According to family lore, Polgar put on his show and then, after taking his final bows, approached his hosts with a proposal: that they let him bring Donald with him on the road, as part of his act.
Donald’s parents were taken aback. “My mother,” recalls Donald’s brother, Oliver, “was not at all interested.” For one, things were finally going well for Donald, after a difficult start in life. “She explained to [Polgar] that he was in school, he had to keep going to classes,” Oliver says. He couldn’t simply drop everything for a run at show business, especially not when he had college in his sights.
But there was also, whether they spoke this aloud to their guest or not, the sheer indignity of what Polgar was proposing. Donald’s being odd, his parents could not undo; his being made an oddity of, they could, and would, prevent. The offer was politely but firmly declined.
What the all-knowing mentalist didn’t know, however, was that Donald, the boy who missed the chance to share his limelight, already owned a place in history. His unusual gifts and deficits had been noted outside Mississippi, and an account of them had been published—one that was destined to be translated and reprinted all over the world, making his name far better-known, in time, than Polgar’s.
His first name, anyway.
Donald was the first child ever diagnosed with autism. Identified in the annals of autism as “Case 1 … Donald T,” he is the initial subject described in a 1943 medical article that announced the discovery of a condition unlike “anything reported so far,” the complex neurological ailment now most often called an autism spectrum disorder, or ASD. At the time, the condition was considered exceedingly rare, limited to Donald and 10 other children—Cases 2 through 11—also cited in that first article.

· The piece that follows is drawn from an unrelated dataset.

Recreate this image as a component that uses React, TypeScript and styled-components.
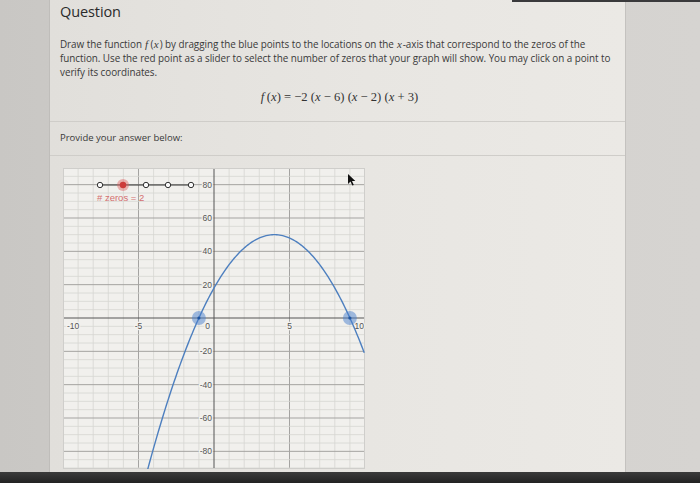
import React from 'react';
import styled, { createGlobalStyle } from 'styled-components';

const GlobalStyle = createGlobalStyle`
  html, body {
    margin: 0;
    padding: 0;
    height: 483px;
    overflow: hidden;
    background: #cfcdca;
  }
  #root {
    height: 483px;
  }
`;

const Screen = styled.div`
  position: relative;
  height: 483px;
  display: flex;
  flex-direction: column;
  background: linear-gradient(90deg, #c9c7c4 0%, #d3d1ce 60%, #d6d4d1 100%);
`;

const Bezel = styled.div`
  position: absolute;
  top: 0;
  left: 512px;
  right: 0;
  height: 2px;
  background: #3a3a3c;
`;

const Main = styled.div`
  flex: 1;
  display: flex;
  overflow: hidden;
`;

const Gutter = styled.div<{ $w?: number }>`
  width: ${p => (p.$w ? `${p.$w}px` : 'auto')};
  flex: ${p => (p.$w ? '0 0 auto' : '1')};
`;

const Card = styled.div`
  width: 575px;
  background: linear-gradient(90deg, #e1dfdb 0%, #e8e6e2 55%, #ebe9e5 100%);
  border-left: 1px solid #bfbdba;
  border-right: 1px solid #c4c2bf;
  display: flex;
  flex-direction: column;
  font-family: 'Open Sans', 'Liberation Sans', sans-serif;
  color: #3b3b3b;
`;

const Section = styled.div<{ $pad: string }>`
  padding: ${p => p.$pad};
  border-bottom: 1px solid #cfcdc9;
`;

const Heading = styled.h2`
  margin: 0;
  font-size: 14.5px;
  font-weight: 400;
  line-height: 20px;
  color: #2a2a2a;
  letter-spacing: -0.1px;
`;

const Prompt = styled.p`
  margin: 15px 0 0;
  font-size: 9.9px;
  line-height: 14px;
  letter-spacing: -0.05px;
  color: #3a3a3a;
`;

const MathVar = styled.span<{ $gap?: boolean }>`
  display: inline-block;
  line-height: 12px;
  font-family: 'Liberation Serif', 'DejaVu Serif', serif;
  font-style: italic;
  font-size: 11px;
  padding: 0 ${p => (p.$gap ? '2.5px' : '1px')} 0 0.5px;
`;

const Formula = styled.div`
  margin: 11px 0 0;
  text-align: center;
  padding-left: 4px;
  font-family: 'Liberation Serif', 'DejaVu Serif', serif;
  font-size: 12.6px;
  line-height: 14px;
  color: #333;
`;

const Label = styled.div`
  font-size: 9.5px;
  line-height: 12px;
  color: #3a3a3a;
`;

const GraphArea = styled.div`
  padding: 12px 0 0 13px;
`;

const BottomBar = styled.div`
  height: 11px;
  background: linear-gradient(180deg, #3b3b3b 0%, #222 100%);
`;

const W = 302;
const H = 301;
const OX = 151;
const OY = 150;
const SX = 15.1;
const SY = 150 / 90;
const px = (u: number) => OX + u * SX;
const py = (v: number) => OY - v * SY;
const f = (x: number) => -2 * (x + 1) * (x - 9);

const Graph: React.FC = () => {
  const vLines = [];
  for (let i = -10; i <= 10; i++) {
    if (i === 0) continue;
    vLines.push(
      <line key={`v${i}`} x1={px(i)} x2={px(i)} y1={0} y2={H}
        stroke={i % 5 === 0 ? '#a4a3a1' : '#d6d5d2'} strokeWidth={i % 5 === 0 ? 1 : 0.8} />
    );
  }
  const hLines = [];
  for (let j = -90; j <= 90; j += 5) {
    if (j === 0) continue;
    hLines.push(
      <line key={`h${j}`} x1={0} x2={W} y1={py(j)} y2={py(j)}
        stroke={j % 20 === 0 ? '#a4a3a1' : '#d6d5d2'} strokeWidth={j % 20 === 0 ? 1 : 0.8} />
    );
  }

  const pts: string[] = [];
  for (let x = -4.45; x <= 10.01; x += 0.1) {
    pts.push(`${px(x).toFixed(2)},${py(f(x)).toFixed(2)}`);
  }

  const labelStyle = {
    fontFamily: "'Liberation Sans', Arial, sans-serif",
    fontSize: 8.5,
    fill: '#555',
    stroke: '#f3f2ef',
    strokeWidth: 2.5,
    paintOrder: 'stroke' as const,
  };

  const sliderX = [37, 60, 83, 105, 128];

  return (
    <svg width={W} height={H} viewBox={`0 0 ${W} ${H}`} style={{ display: 'block' }}>
      <rect x={0} y={0} width={W} height={H} fill="#f1f0ed" />
      {vLines}
      {hLines}
      <line x1={0} x2={W} y1={OY} y2={OY} stroke="#555" strokeWidth={1} />
      <line x1={OX} x2={OX} y1={0} y2={H} stroke="#555" strokeWidth={1} />
      <rect x={0.5} y={0.5} width={W - 1} height={H - 1} fill="none" stroke="#cfcecb" />

      {[20, 40, 60, 80, -20, -40, -60, -80].map(v => (
        <text key={`yl${v}`} x={OX - 2} y={py(v) + 3} textAnchor="end" style={labelStyle}>
          {v}
        </text>
      ))}
      <text x={4} y={OY + 11} style={labelStyle}>-10</text>
      <text x={px(-5)} y={OY + 11} textAnchor="middle" style={labelStyle}>-5</text>
      <text x={OX - 4} y={OY + 11} textAnchor="end" style={labelStyle}>0</text>
      <text x={px(5)} y={OY + 11} textAnchor="middle" style={labelStyle}>5</text>
      <text x={W - 1} y={OY + 11} textAnchor="end" style={labelStyle}>10</text>

      <polyline points={pts.join(' ')} fill="none" stroke="#4d7fbf" strokeWidth={1.4} />

      {[-1, 9].map(z => (
        <g key={`z${z}`}>
          <circle cx={px(z)} cy={OY} r={7} fill="rgba(74,128,205,0.5)" />
          <circle cx={px(z)} cy={OY} r={1.6} fill="#1f56a3" />
        </g>
      ))}

      <line x1={sliderX[0]} x2={sliderX[4]} y1={17} y2={17} stroke="#3a3a3a" strokeWidth={1} />
      {sliderX.map((sx, i) =>
        i === 1 ? (
          <g key={`s${i}`}>
            <circle cx={sx} cy={17} r={6} fill="rgba(222,96,96,0.45)" />
            <circle cx={sx} cy={17} r={3.2} fill="#cc3a3a" />
          </g>
        ) : (
          <circle key={`s${i}`} cx={sx} cy={17} r={2.7} fill="#fafafa" stroke="#333" strokeWidth={1} />
        )
      )}
      <text x={34} y={33} style={{ fontFamily: "'Liberation Sans', Arial, sans-serif", fontSize: 9.5, fill: '#d46f6f' }}>
        # zeros = 2
      </text>

      <path d="M285 6 L285 16 L287.5 13.6 L289.3 17.6 L290.8 16.9 L289 13 L292.3 13 Z" fill="#111" />
    </svg>
  );
};

export default function App() {
  return (
    <>
      <GlobalStyle />
      <Screen>
        <Bezel />
        <Main>
          <Gutter $w={49} />
          <Card>
            <Section $pad="2px 10px 17px">
              <Heading>Question</Heading>
              <Prompt>
                Draw the function <MathVar $gap>f</MathVar>(<MathVar>x</MathVar>) by dragging the blue points to the
                locations on the <MathVar>x</MathVar>-axis that correspond to the zeros of the function. Use the red
                point as a slider to select the number of zeros that your graph will show. You may click on a point
                to verify its coordinates.
              </Prompt>
              <Formula>
                <i>f</i>&thinsp;(<i>x</i>) = −2 (<i>x</i> − 6) (<i>x</i> − 2) (<i>x</i> + 3)
              </Formula>
            </Section>
            <Section $pad="10px 10px 11px">
              <Label>Provide your answer below:</Label>
            </Section>
            <GraphArea>
              <Graph />
            </GraphArea>
          </Card>
          <Gutter />
        </Main>
        <BottomBar />
      </Screen>
    </>
  );
}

That was 67 years ago. Today, physicians, parents, and politicians regularly speak of an “epidemic” of autism. The rate of ASDs, which come in a range of forms and widely varying degrees of severity—hence spectrum—has been accelerating dramatically since the early 1990s, and some form of ASD is now estimated to affect one in every 110 American children. And nobody knows why.
To read the entire (wonderful) article click here.
Did you know that autism was first hypothesized by psychologists to be caused by bad mothering? The thinking was that poor parenting caused children to isolate and make for themselves a safe but unreachable world. This was later discarded when it was found that autism has biological roots.
This mother told a little of her autistic son’s journey here.
He had a one-on-one aide all the way up until 8th grade, when we started to phase it out as he grew in confidence and abilities. The school originally wanted to send him “out of district” with all the other kids with autism, to a self-contained classroom, instead of kindergarten. I thought about Matt being in that classroom and never getting a chance to learn to do math, or read, or write reports, like I knew he could. You could just tell he WANTED to learn. He had already taught himself how to read. I decided I wanted him to be mainstreamed with a full time aide. I fought the school when they said they couldn’t do it, when I pointed out the fact that they would be giving up the money for him from the state, PLUS the money they would have to pay the other district to take him, plus the expense of bussing him there. I knew they could hire someone much cheaper than that, and they finally agreed with me.
He has earned not one, but TWO Associate’s Degrees at the college, and is now taking classes “just for fun.”
While we as a society have learned a great deal and put together some outstanding services for children on the autism spectrum (think Easterseals), there remains a gap in support and services as these children reach adulthood.